» **SUPPLIED MATERIAL**:
==========

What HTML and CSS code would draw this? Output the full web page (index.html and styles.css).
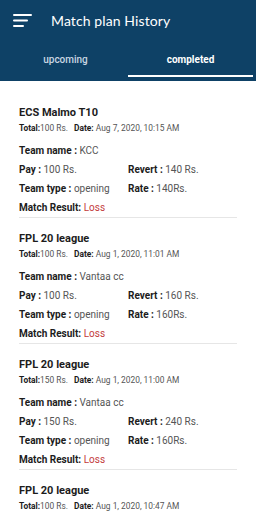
FILE: index.html
```html
<!DOCTYPE html>
<html lang="en">

<head>
  <meta charset="UTF-8">
  <meta name="viewport" content="width=device-width, initial-scale=1.0">
  <title>Match plan History</title>
  <link rel="stylesheet" href="styles.css">
</head>

<body>
  <div class="header">
    <div class="top-bar">
      <span class="menu">
        <svg width="20" height="14" viewBox="0 0 20 14">
          <rect x="0" y="0" width="19" height="2" rx="1" fill="#fff" />
          <rect x="0" y="5.5" width="15" height="2" rx="1" fill="#fff" />
          <rect x="0" y="11" width="11" height="2" rx="1" fill="#fff" />
        </svg>
      </span>
      <h1>Match plan History</h1>
    </div>
    <div class="tabs">
      <div class="tab">upcoming</div>
      <div class="tab active">completed</div>
    </div>
  </div>

  <div class="history">
    <div class="card">
      <h4>ECS Malmo T10</h4>
      <p class="meta"><b>Total:</b>100 Rs. <b class="date">Date:</b> Aug 7, 2020, 10:15 AM</p>
      <div class="rows">
        <div class="row full"><b>Team name :</b> KCC</div>
        <div class="row"><b>Pay :</b> 100 Rs.</div>
        <div class="row"><b>Revert :</b> 140 Rs.</div>
        <div class="row"><b>Team type :</b> opening</div>
        <div class="row"><b>Rate :</b> 140Rs.</div>
        <div class="row full"><b>Match Result:</b> <span class="loss">Loss</span></div>
      </div>
    </div>

    <div class="card">
      <h4>FPL 20 league</h4>
      <p class="meta"><b>Total:</b>100 Rs. <b class="date">Date:</b> Aug 1, 2020, 11:01 AM</p>
      <div class="rows">
        <div class="row full"><b>Team name :</b> Vantaa cc</div>
        <div class="row"><b>Pay :</b> 100 Rs.</div>
        <div class="row"><b>Revert :</b> 160 Rs.</div>
        <div class="row"><b>Team type :</b> opening</div>
        <div class="row"><b>Rate :</b> 160Rs.</div>
        <div class="row full"><b>Match Result:</b> <span class="loss">Loss</span></div>
      </div>
    </div>

    <div class="card">
      <h4>FPL 20 league</h4>
      <p class="meta"><b>Total:</b>150 Rs. <b class="date">Date:</b> Aug 1, 2020, 11:00 AM</p>
      <div class="rows">
        <div class="row full"><b>Team name :</b> Vantaa cc</div>
        <div class="row"><b>Pay :</b> 150 Rs.</div>
        <div class="row"><b>Revert :</b> 240 Rs.</div>
        <div class="row"><b>Team type :</b> opening</div>
        <div class="row"><b>Rate :</b> 160Rs.</div>
        <div class="row full"><b>Match Result:</b> <span class="loss">Loss</span></div>
      </div>
    </div>

    <div class="card last">
      <h4>FPL 20 league</h4>
      <p class="meta"><b>Total:</b>100 Rs. <b class="date">Date:</b> Aug 1, 2020, 10:47 AM</p>
    </div>
  </div>
</body>

</html>
```

FILE: styles.css
```css
* {
  box-sizing: border-box;
  margin: 0;
  padding: 0;
}

body {
  width: 256px;
  height: 512px;
  overflow: hidden;
  background: #fff;
  font-family: Roboto, 'Liberation Sans', sans-serif;
}

.header {
  background: #0e4166;
  height: 81px;
  padding: 0 3px 4.5px;
}

.top-bar {
  height: 40px;
  display: flex;
  align-items: center;
}

.top-bar .menu {
  display: flex;
  margin-left: 10px;
  margin-right: 18px;
  margin-top: 1px;
}

.top-bar h1 {
  color: #fff;
  font-family: Lato, 'Open Sans', sans-serif;
  font-weight: 400;
  font-size: 14px;
  letter-spacing: 0.1px;
}

.tabs {
  display: flex;
}

.tab {
  flex: 1;
  text-align: center;
  padding: 13px 0 7.5px;
  line-height: 14px;
  font-size: 10px;
  font-weight: 500;
  color: #c9d6e2;
  border-bottom: 2px solid transparent;
}

.tab.active {
  color: #fff;
  font-weight: 700;
  border-bottom-color: #fff;
}

.history {
  padding: 23.7px 19px 0;
}

.card {
  border-bottom: 1px solid #e6e6e6;
  margin-bottom: 12.5px;
}

.card.last {
  border-bottom: none;
}

.card h4 {
  font-size: 11px;
  line-height: 16px;
  font-weight: 700;
  color: #1c1c1c;
}

.card .meta {
  font-size: 8.4px;
  line-height: 14px;
  color: #555;
  margin-bottom: 6.5px;
  white-space: nowrap;
}

.card.last .meta {
  margin-bottom: 0;
}

.card .meta b {
  color: #1c1c1c;
  font-weight: 700;
}

.card .meta .date {
  margin-left: 4px;
}

.rows {
  display: grid;
  grid-template-columns: 109px 1fr;
}

.row {
  font-size: 10px;
  line-height: 19px;
  color: #555;
  white-space: nowrap;
}

.row.full {
  grid-column: 1 / 3;
}

.row b {
  color: #1c1c1c;
  font-weight: 700;
}

.loss {
  color: #c33b3b;
}
```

==========

» **EXERCISE GOAL**: Show all lines above holding "index".

» **THE COMPLETED TASK**:
What HTML and CSS code would draw this? Output the full web page (index.html and styles.css).
FILE: index.html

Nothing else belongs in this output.